Les dorures, les boiseries sculptées, le marbre des autels et les nombreux ornements participent à la beauté du lieu. “On a été vraiment impressionnées par tous les détails de la chapelle de l’icône miraculeuse. C’est très différent de ce que nous avons en Allemagne”, racontent trois jeunes protestantes en échange scolaire, à la sortie d’une visite.

La statue de Saint Jean-Paul II à l'entrée du sanctuaire de Jasna Gora
La statue de Saint Jean-Paul II à l’entrée du sanctuaire de Jasna Gora

La figure de l’ancien pape polonais a marqué l’histoire du lieu. “Jean-Paul Il a aimé Jasna Gora, il a aimé la Vierge, il a prié dans la chapelle. Il a cru que si les Polonais gardaient leur foi, ils survivraient à tout”, explique Maria. Le saint avait confié ici sa mission papale à la Vierge Marie, utilisant la célèbre devise “Totus Tuus” (Tout à toi Marie). Sa statue accueille les pèlerins à l’entrée du sanctuaire. Et la ceinture qu’il portait lors de sa tentative d’assassinat en 1981 est exposée aux côtés de la Vierge noire. 

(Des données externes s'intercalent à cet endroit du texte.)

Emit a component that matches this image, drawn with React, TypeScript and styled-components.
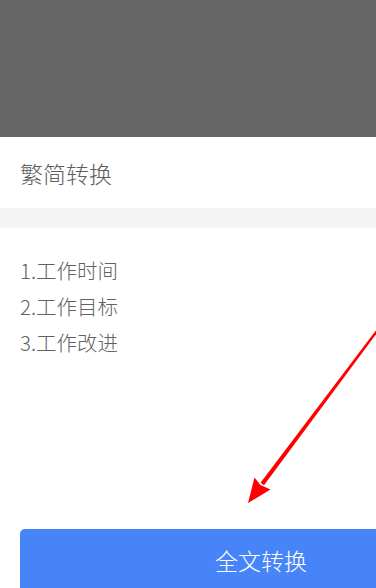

“Jasna Gora est peut-être moins important pour les habitants des grandes villes. Mais les Polonais des campagnes et des petites villes viennent beaucoup ici”, confie Pawel, 30 ans. Lui est venu par “gratitude”, après son voyage en Australie. Sa mère aussi est venue prier, et a fait dire une messe pour confier ses intentions à la Vierge. Les fidèles sont nombreux à le faire, et donnent souvent généreusement à l’Eglise. Les milliers d’objets pieux et de chapelets accrochés aux murs de la chapelle de la Vierge témoignent des grâces exaucées. “Il y a des personnes qui ont vécu des accidents. Elles ont prié et ont été sauvées. Ils viennent remercier la Vierge noire”. Ici, “beaucoup ressentent sa puissance particulière”.